Wildside’s seventeenth “double” collection – packaged just like the old Ace Doubles, with two novels back-to-back, and two front covers – includes a post-apocalyptic tale by W. C. Bamberger and a dystopian novel by Robert Reginald. The two stories couldn’t be further apart in tone, though they are thematically linked: each concerns the trials and travails of ordinary people trying to cope with, and survive, the destruction of their societies.
Mild plot spoilers follow for the two novels.
A LLULL IN THE COMPASS: A Science Fiction Novel, by W. C. Bamberger: Something very strange has begun happening across the world. More and more people have been disappearing, leaving behind small puddles of goo. Unknown objects have begun appearing in the skies, but burn up before reaching the ground. A small group of people, randomly thrown together, now wander aimlessly across the American landscape. Scared that purposeful movements bring about the disappearances, they select their path by following an improvised “Llull Machine” that randomly dictates where they will travel next. They also, perhaps most importantly, are trying to figure out what is going on in order to save their own lives and halt the collapse of civilization.
As I was reading A LLULL IN THE COMPASS, I was reminded of the film Stalker, loosely based on ROADSIDE PICNIC by the Strugatsky brothers, about three men who wander around in an area once visited by aliens where the laws of physics aren’t always quite what we would expect. I have to admit that I don’t read a lot of what has been described as the “New Weird” (stories like those penned by China Miéville and Jeff VanderMeer), so I wasn’t quite sure what to expect from Bamberger’s novella. I also wasn’t sure what the “Llull” in the title referenced, so I had to research the interesting history of Ramon Llull and his strange machines. (Do yourself a favor and do a quick Google search on Llull.) Despite some uncertainties about plot, I enjoyed Bamberger’s novel even while I didn’t always know exactly what was going on; I think that’s probably part of the fun here.
ACADEMENTIA: A Future Dystopia, by Robert Reginald: Near-future America is no longer a liberal democracy. A religious zealot named Dr. Theo Fell has instituted a new political regime that intrusively surveils the personal activities of all citizens, stifles free speech, tortures and kills dissidents, and becomes steadily more oppressive. (Sound at all familiar?) Our nameless narrator begins as a harmless academic but soon advances through the administrative hierarchy of the “California Saints University” system as his bosses are executed or dragged off to the re-education camps one by one. Life in such a dystopic state begins to take a toll on our narrator’s sanity as he struggles to not just survive but to overthrow Dr. Fell’s regime.

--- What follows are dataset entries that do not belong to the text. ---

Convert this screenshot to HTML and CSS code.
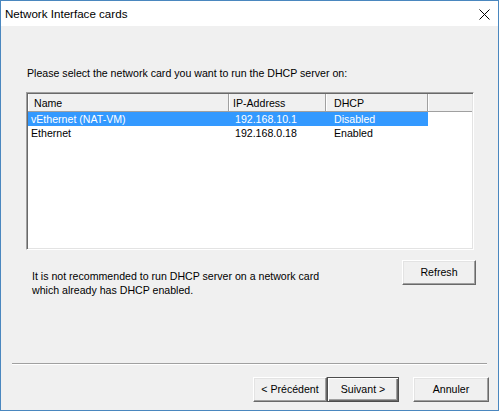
FILE: index.html
```html
<!DOCTYPE html>
<html>
<head>
<meta charset="utf-8">
<link rel="stylesheet" href="styles.css">
</head>
<body>
<div class="window">
  <div class="titlebar">
    <span class="title">Network Interface cards</span>
    <svg class="close" width="11" height="11" viewBox="0 0 11 11"><path d="M0.5 0.5 L10.5 10.5 M10.5 0.5 L0.5 10.5" stroke="#000" stroke-width="1" fill="none"/></svg>
  </div>
  <div class="client">
    <div class="prompt">Please select the network card you want to run the DHCP server on:</div>
    <div class="listview">
      <div class="lv-header">
        <div class="hcell c-name">Name</div>
        <div class="hcell c-ip">IP-Address</div>
        <div class="hcell c-dhcp">DHCP</div>
        <div class="hcell c-rest"></div>
      </div>
      <div class="lv-row selected">
        <div class="cell c-name">vEthernet (NAT-VM)</div>
        <div class="cell c-ip">192.168.10.1</div>
        <div class="cell c-dhcp">Disabled</div>
      </div>
      <div class="lv-row">
        <div class="cell c-name">Ethernet</div>
        <div class="cell c-ip">192.168.0.18</div>
        <div class="cell c-dhcp">Enabled</div>
      </div>
    </div>
    <div class="note-row">
      <div class="note">It is not recommended to run DHCP server on a network card<br>which already has DHCP enabled.</div>
      <button class="btn refresh">Refresh</button>
    </div>
    <div class="separator"></div>
    <div class="button-row">
      <button class="btn prev">&lt; Précédent</button>
      <button class="btn next default">Suivant &gt;</button>
      <button class="btn cancel">Annuler</button>
    </div>
  </div>
</div>
</body>
</html>
```

FILE: styles.css
```css
* { box-sizing: border-box; }
html, body { margin: 0; padding: 0; }
body {
  font-family: "Liberation Sans", Arial, sans-serif;
  font-size: 10.6px;
  color: #000;
  background: #f0f0f0;
}
.window {
  width: 499px;
  height: 411px;
  border: 1px solid #4a87bf;
  background: #f0f0f0;
  display: flex;
  flex-direction: column;
}
.titlebar {
  height: 25px;
  background: #fff;
  display: flex;
  align-items: center;
  justify-content: space-between;
  padding: 0 8px 0 4px;
  flex: none;
}
.title {
  font-size: 11.6px;
  line-height: 16px;
}
.close { display: block; margin-top: 1px; }
.client {
  flex: 1;
  display: flex;
  flex-direction: column;
}
.prompt {
  margin: 41px 0 0 26px;
  line-height: 13px;
}
.listview {
  margin: 12px 0 0 25px;
  width: 448px;
  height: 158px;
  background: #fff;
  border: 1px solid;
  border-color: #a0a0a0 #fff #fff #a0a0a0;
  box-shadow: inset 1px 1px #696969, inset -1px -1px #e3e3e3;
  padding: 1px;
}
.lv-header {
  display: flex;
  height: 18px;
  background: #f0f0f0;
  border-bottom: 1px solid #a0a0a0;
}
.hcell {
  line-height: 16px;
  padding-top: 1px;
  border-right: 1px solid #a0a0a0;
  box-shadow: inset 1px 0 #fff;
  white-space: nowrap;
}
.c-name { width: 201px; padding-left: 6px; }
.c-ip { width: 97px; padding-left: 4px; }
.c-dhcp { width: 102px; padding-left: 8px; }
.c-rest { flex: 1; border-right: none; }
.lv-row {
  display: flex;
  width: 400px;
  height: 14px;
  line-height: 14px;
}
.cell { white-space: nowrap; }
.lv-row .c-name { padding-left: 3px; }
.lv-row .c-ip { padding-left: 6px; }
.selected {
  background: #3399ff;
  color: #fff;
}
.note-row {
  display: flex;
  justify-content: space-between;
  align-items: flex-start;
  margin: 10px 22px 0 31px;
}
.note {
  padding-top: 9px;
  line-height: 14px;
}
.btn {
  font-family: "Liberation Sans", Arial, sans-serif;
  font-size: 10.6px;
  color: #000;
  height: 25px;
  padding: 0;
  margin: 0;
  background: #f0f0f0;
  border: 1px solid;
  border-color: #fff #696969 #696969 #fff;
  box-shadow: inset -1px -1px #a0a0a0, inset 1px 1px #e3e3e3;
  line-height: 13px;
}
.refresh { width: 74px; }
.separator {
  margin: auto 11px 0 11px;
  height: 2px;
  border-top: 1px solid #a0a0a0;
  border-bottom: 1px solid #fff;
}
.button-row {
  display: flex;
  justify-content: flex-end;
  margin: 12px 9px 8px 0;
}
.prev { width: 74px; }
.next { width: 72px; }
.cancel { width: 76px; margin-left: 14px; }
.btn.default {
  border: 1px solid #4d4d4d;
  box-shadow: inset 1px 1px #fff, inset -1px -1px #696969, inset -2px -2px #a0a0a0;
}
```
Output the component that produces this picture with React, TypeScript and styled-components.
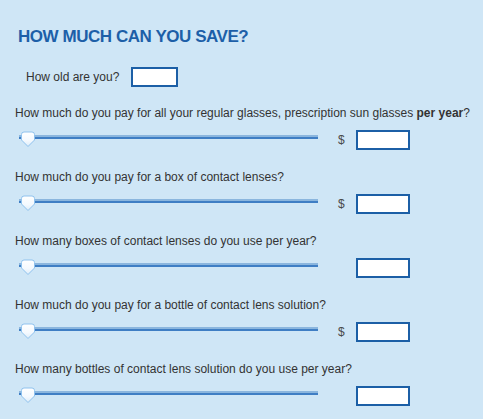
import React from "react";
import styled, { createGlobalStyle } from "styled-components";

const Global = createGlobalStyle`
  html, body { margin: 0; padding: 0; background: #cfe6f6; }
  body { font-family: "Liberation Sans", Arial, sans-serif; color: #333; }
`;

const Page = styled.div`
  width: 483px;
  height: 419px;
  background: #cfe6f6;
  padding: 27px 0 0 15px;
  box-sizing: border-box;
  overflow: hidden;
`;

const Title = styled.h2`
  margin: 0 0 0 3px;
  font-size: 17px;
  line-height: 20px;
  font-weight: bold;
  color: #1d5fa8;
  letter-spacing: -0.45px;
`;

const AgeRow = styled.div`
  display: flex;
  align-items: center;
  gap: 12px;
  margin: 20px 0 0 11px;
  font-size: 12px;
`;

const Questions = styled.div`
  margin-top: 18px;
`;

const Question = styled.div`
  display: flex;
  flex-direction: column;
  height: 64px;
`;

const Label = styled.div`
  font-size: 12px;
  line-height: 16px;
  height: 16px;
  white-space: nowrap;
  b { font-weight: bold; }
`;

const Controls = styled.div`
  display: flex;
  align-items: center;
  height: 20px;
  margin-top: 9px;
  padding-left: 4px;
`;

const Track = styled.div`
  position: relative;
  width: 299px;
  height: 4px;
  margin-bottom: 7px;
  background: linear-gradient(to bottom, #8bb6de 0, #8bb6de 50%, #3f7ec4 50%, #3f7ec4 100%);
`;

const Thumb = styled.svg`
  position: absolute;
  left: 1px;
  top: -4px;
`;

const Currency = styled.span`
  width: 18px;
  margin-left: 20px;
  font-size: 12px;
  color: #4a4a4a;
`;

const Box = styled.input<{ $w: number; $h: number }>`
  width: ${(p) => p.$w}px;
  height: ${(p) => p.$h}px;
  box-sizing: border-box;
  border: 2px solid #1c5fa6;
  background: #fff;
  padding: 0 3px;
  margin: 0;
  font: 12px "Liberation Sans", Arial, sans-serif;
  outline: none;
`;

const Slider = () => (
  <Track>
    <Thumb width="17" height="17" viewBox="0 0 17 17">
      <defs>
        <linearGradient id="tg" x1="0" y1="0" x2="0" y2="1">
          <stop offset="0" stopColor="#ffffff" />
          <stop offset="0.6" stopColor="#f4f9fe" />
          <stop offset="1" stopColor="#dcecf9" />
        </linearGradient>
      </defs>
      <path
        d="M1.5 3.5 Q1.5 1 4 1 L12 1 Q14.5 1 14.5 3.5 L14.5 9 L8 15.5 L1.5 9 Z"
        fill="url(#tg)"
        stroke="#8fc2ee"
        strokeWidth="1"
      />
    </Thumb>
  </Track>
);

const questions: { label: React.ReactNode; dollar: boolean }[] = [
  {
    label: (
      <>
        How much do you pay for all your regular glasses, prescription sun glasses <b>per year</b>?
      </>
    ),
    dollar: true,
  },
  { label: "How much do you pay for a box of contact lenses?", dollar: true },
  { label: "How many boxes of contact lenses do you use per year?", dollar: false },
  { label: "How much do you pay for a bottle of contact lens solution?", dollar: true },
  { label: "How many bottles of contact lens solution do you use per year?", dollar: false },
];

export default function App() {
  return (
    <Page>
      <Global />
      <Title>HOW MUCH CAN YOU SAVE?</Title>
      <AgeRow>
        <span>How old are you?</span>
        <Box $w={47} $h={20} />
      </AgeRow>
      <Questions>
        {questions.map((q, i) => (
          <Question key={i}>
            <Label>{q.label}</Label>
            <Controls>
              <Slider />
              <Currency>{q.dollar ? "$" : ""}</Currency>
              <Box $w={54} $h={20} />
            </Controls>
          </Question>
        ))}
      </Questions>
    </Page>
  );
}
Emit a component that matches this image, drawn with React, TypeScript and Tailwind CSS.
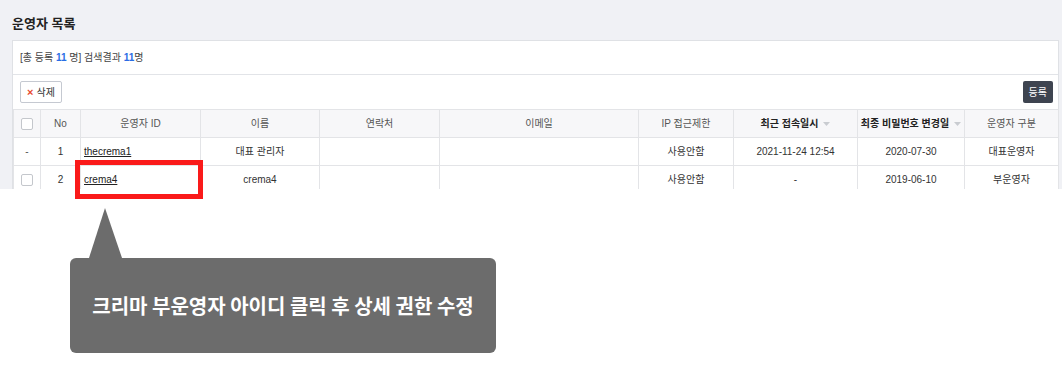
import React from "react";

const columns = [
  { label: "", width: 27 },
  { label: "No", width: 40 },
  { label: "운영자 ID", width: 120 },
  { label: "이름", width: 119 },
  { label: "연락처", width: 120 },
  { label: "이메일", width: 199 },
  { label: "IP 접근제한", width: 95 },
  { label: "최근 접속일시", width: 124, sort: true },
  { label: "최종 비밀번호 변경일", width: 107, sort: true },
  { label: "운영자 구분", width: 94 },
];

const rows = [
  { check: false, no: "1", id: "thecrema1", name: "대표 관리자", phone: "", email: "", ip: "사용안함", last: "2021-11-24 12:54", pw: "2020-07-30", role: "대표운영자" },
  { check: true, no: "2", id: "crema4", name: "crema4", phone: "", email: "", ip: "사용안함", last: "-", pw: "2019-06-10", role: "부운영자" },
];

function Checkbox() {
  return <span className="inline-block h-[12px] w-[12px] rounded-[2px] border border-[#c4c7cc] bg-white align-middle" />;
}

function Caret() {
  return (
    <svg width="7" height="4" viewBox="0 0 7 4" className="ml-[5px] inline-block align-middle">
      <path d="M0 0h7L3.5 4z" fill="#c9ccd1" />
    </svg>
  );
}

export default function App() {
  return (
    <div
      className="relative h-[375px] w-[1062px] overflow-hidden bg-white text-[#333]"
      style={{ fontFamily: '"Liberation Sans", "Noto Sans CJK KR", sans-serif' }}
    >
      {/* admin page area */}
      <div className="h-[189px] overflow-hidden bg-[#f0f1f5] pl-[12px] pr-[3px]">
        <h1 className="flex h-[40px] items-start pt-[14px] text-[13px] font-bold text-[#222]">운영자 목록</h1>
        <div className="border border-[#dfe1e5] bg-white">
          <div className="flex h-[34px] items-center border-b border-[#e2e4e8] px-[7px] text-[10px] text-[#444]">
            [총 등록&nbsp;<b className="text-[#2a6de5]">11</b>&nbsp;명] 검색결과&nbsp;<b className="text-[#2a6de5]">11</b>명
          </div>
          <div className="flex h-[34px] items-start justify-between pl-[7px] pr-[5px] pt-[6px]">
            <button className="flex h-[22px] items-center gap-[3px] rounded-[2px] border border-[#c5c9d1] bg-white px-[6px] text-[10px] text-[#333]">
              <span className="text-[11px] font-bold leading-none text-[#e8492f]">×</span>
              삭제
            </button>
            <button className="h-[22px] rounded-[2px] bg-[#3e4450] px-[6px] text-[10px] text-white">등록</button>
          </div>
          <table className="w-full table-fixed border-collapse text-[10px]">
            <colgroup>
              {columns.map((c, i) => (
                <col key={i} style={{ width: c.width }} />
              ))}
            </colgroup>
            <thead>
              <tr className="h-[28px] bg-[#f7f7f9]">
                {columns.map((c, i) => (
                  <th
                    key={i}
                    className={`border border-[#e3e4e7] text-center ${c.sort ? "font-bold text-[#222]" : "font-normal text-[#555]"}`}
                  >
                    {i === 0 ? <Checkbox /> : c.label}
                    {c.sort && <Caret />}
                  </th>
                ))}
              </tr>
            </thead>
            <tbody>
              {rows.map((r) => (
                <tr key={r.no} className="h-[28px]">
                  <td className="border border-[#e3e4e7] text-center text-[#555]">{r.check ? <Checkbox /> : "-"}</td>
                  <td className="border border-[#e3e4e7] text-center text-[#333]">{r.no}</td>
                  <td className="border border-[#e3e4e7] px-[3px] text-left">
                    <a className="text-[#222] underline">{r.id}</a>
                  </td>
                  <td className="border border-[#e3e4e7] text-center">{r.name}</td>
                  <td className="border border-[#e3e4e7] text-center">{r.phone}</td>
                  <td className="border border-[#e3e4e7] text-center">{r.email}</td>
                  <td className="border border-[#e3e4e7] text-center">{r.ip}</td>
                  <td className="border border-[#e3e4e7] text-center">{r.last}</td>
                  <td className="border border-[#e3e4e7] text-center">{r.pw}</td>
                  <td className="border border-[#e3e4e7] text-center">{r.role}</td>
                </tr>
              ))}
            </tbody>
          </table>
        </div>
      </div>

      {/* highlight box around the sub-admin id */}
      <div className="absolute left-[75px] top-[160px] h-[39px] w-[128px] border-[5px] border-[#fa1a1a]" />

      {/* callout */}
      <div className="absolute left-[70px] top-[208px] flex flex-col">
        <svg width="60" height="50" viewBox="0 0 60 50" className="block">
          <path d="M35 0L52 50H19z" fill="#6c6c6c" />
        </svg>
        <div
          className="flex h-[95px] w-[426px] items-center justify-center rounded-[6px] bg-[#6c6c6c] text-[20px] font-bold text-white"
          style={{ fontFamily: '"Noto Sans CJK KR", sans-serif' }}
        >
          크리마 부운영자 아이디 클릭 후 상세 권한 수정
        </div>
      </div>
    </div>
  );
}
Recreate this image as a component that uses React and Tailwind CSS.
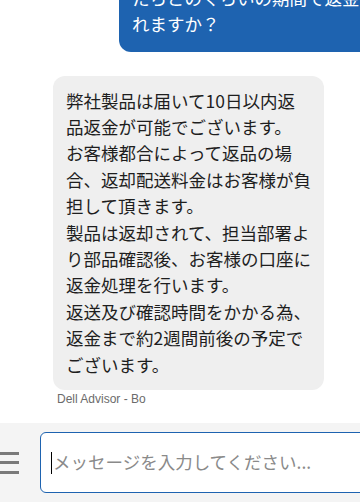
import React from 'react';

const jp = { fontFamily: '"Noto Sans CJK JP", "Noto Sans", sans-serif' };

const ADVISOR_LINES = [
  '弊社製品は届いて10日以内返',
  '品返金が可能でございます。',
  'お客様都合によって返品の場',
  '合、返却配送料金はお客様が負',
  '担して頂きます。',
  '製品は返却されて、担当部署よ',
  'り部品確認後、お客様の口座に',
  '返金処理を行います。',
  '返送及び確認時間をかかる為、',
  '返金まで約2週間前後の予定で',
  'ございます。',
];

function Hamburger() {
  return (
    <div className="flex flex-col gap-[6.5px]">
      <span className="block h-[3px] w-[19px] bg-[#7a7a7a]" />
      <span className="block h-[3px] w-[19px] bg-[#7a7a7a]" />
      <span className="block h-[3px] w-[19px] bg-[#7a7a7a]" />
    </div>
  );
}

export default function App() {
  return (
    <div className="flex h-[502px] w-[360px] flex-col overflow-hidden bg-white" style={jp}>
      {/* chat log, scrolled to the bottom */}
      <div className="flex flex-1 flex-col justify-end overflow-hidden pb-[17px]">
        <div className="flex justify-end">
          <div className="mr-[-20px] w-[261px] rounded-[12px] bg-[#1e63b0] pb-[14px] pl-[13px] pr-[20px] pt-[12px] text-[17.5px] leading-[26.4px] text-white whitespace-nowrap">
            返品したらどのくらいの期間で<br />
            たらどのくらいの期間で返金さ<br />
            れますか？
          </div>
        </div>

        <div className="mt-[24px] ml-[53px]">
          <div className="w-[271px] rounded-[12px] bg-[#efefef] px-[13px] py-[12px] text-[17.5px] leading-[26.4px] text-[#1e1e1e] whitespace-nowrap">
            {ADVISOR_LINES.map((line, i) => (
              <div key={i}>{line}</div>
            ))}
          </div>
          <p className="mt-[2px] ml-[4px] text-[12px] leading-[14px] text-[#6b6b6b]" style={{ fontFamily: '"Liberation Sans", Arial, sans-serif' }}>
            Dell Advisor - Bo
          </p>
        </div>
      </div>

      {/* input bar */}
      <div className="flex h-[79px] shrink-0 items-center bg-[#f4f4f4]">
        <div className="flex w-[40px] shrink-0 items-center">
          <Hamburger />
        </div>
        <div className="relative mr-[-12px] flex h-[61px] flex-1 items-center rounded-[6px] border border-[#1e63b0] bg-white pl-[10px]">
          <span className="absolute left-[10px] top-[19px] h-[22px] w-[1px] bg-black" />
          <input
            className="w-full bg-transparent pl-[2px] text-[17.5px] text-[#222] outline-none placeholder:text-[#8a8a8a]"
            placeholder="メッセージを入力してください..."
          />
        </div>
      </div>
    </div>
  );
}
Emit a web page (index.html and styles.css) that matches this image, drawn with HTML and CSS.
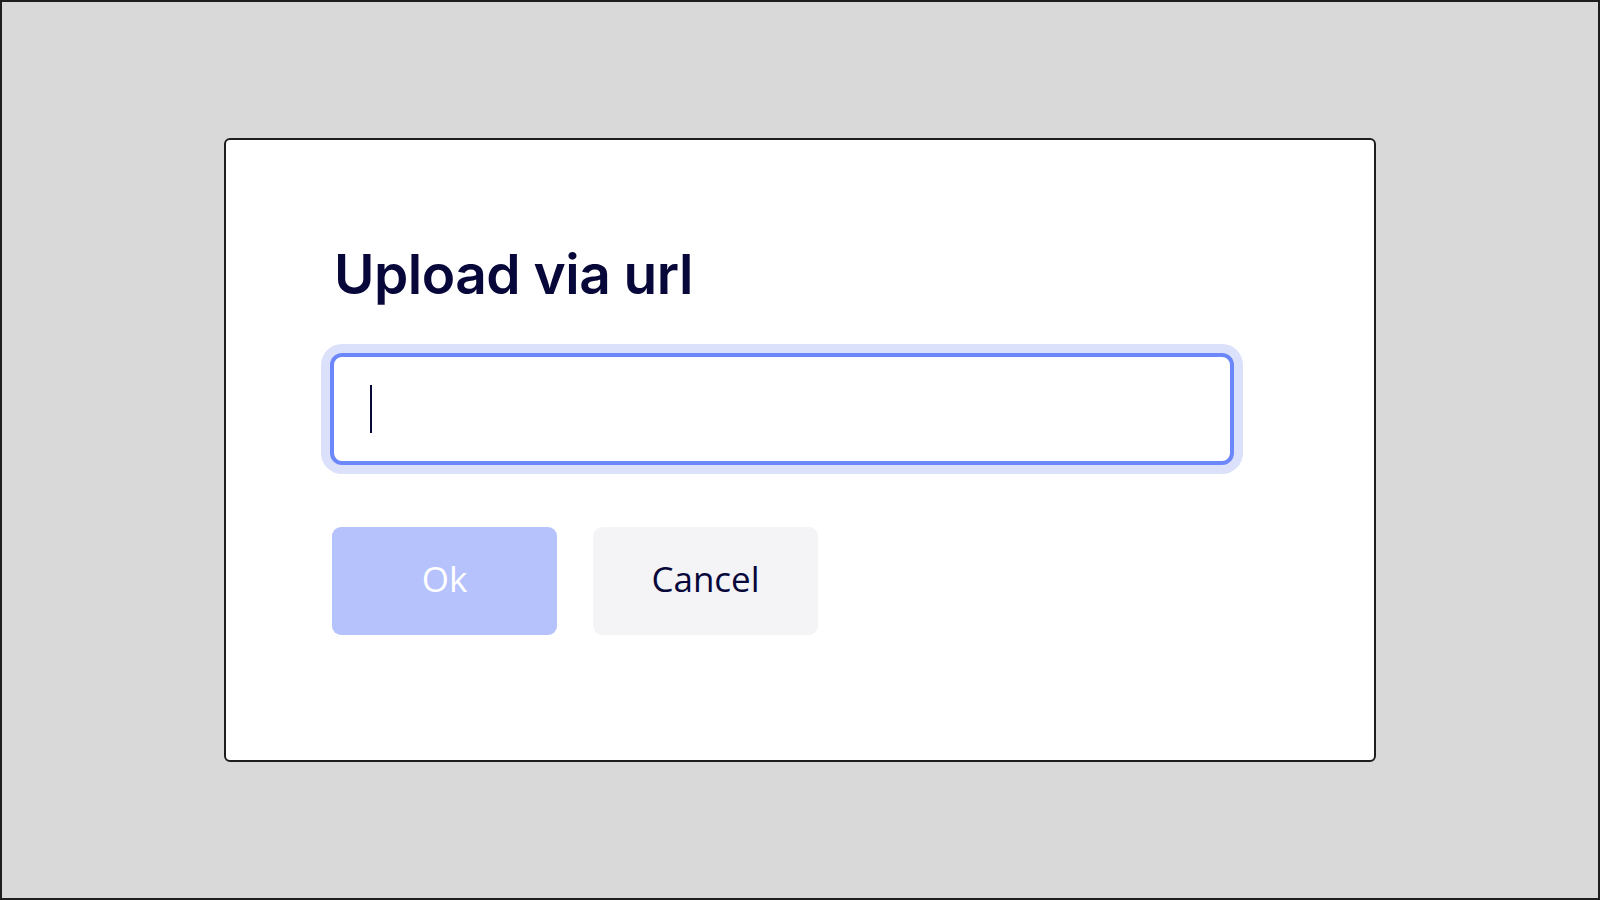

For me, ACADEMENTIA was made all the more enjoyable because of Reginald’s undoubtedly quasi-autobiographical elements inserted from his lengthy career as an academic. This is a dark, dark tale, and like almost all dystopias, has some important things to teach us. I should say that as grim as the story is, it is also blackly comedic at times, which makes it all the more entertaining and makes it a little easier to digest as a reader. Let’s face it: a story like 1984 (one of my favorite books of all time) is powerful, but it’s also a bit of a hard slog because of its unrelentingly bleak outlook and prospects. Reginald’s writing is excellent as always; he manages to capture just the right tone balancing the darkness with just enough whimsy and absurdity.
Despite how different in tone the two novels are, I heartily recommend this collection, especially for fans of dystopias. I thought that ACADEMENTIA was especially strong and easily worth the price of admission alone (other readers might prefer A LLULL IN THE COMPASS, though it was slightly out of my comfort zone in terms of its level of weirdness). As an academic myself, ACADEMENTIA really hit home with me for reasons it’s probably better I not go into. I hope that ACADEMENTIA garners greater attention – we can all use more warnings about the dangers of oppressive institutions and compromises to free speech.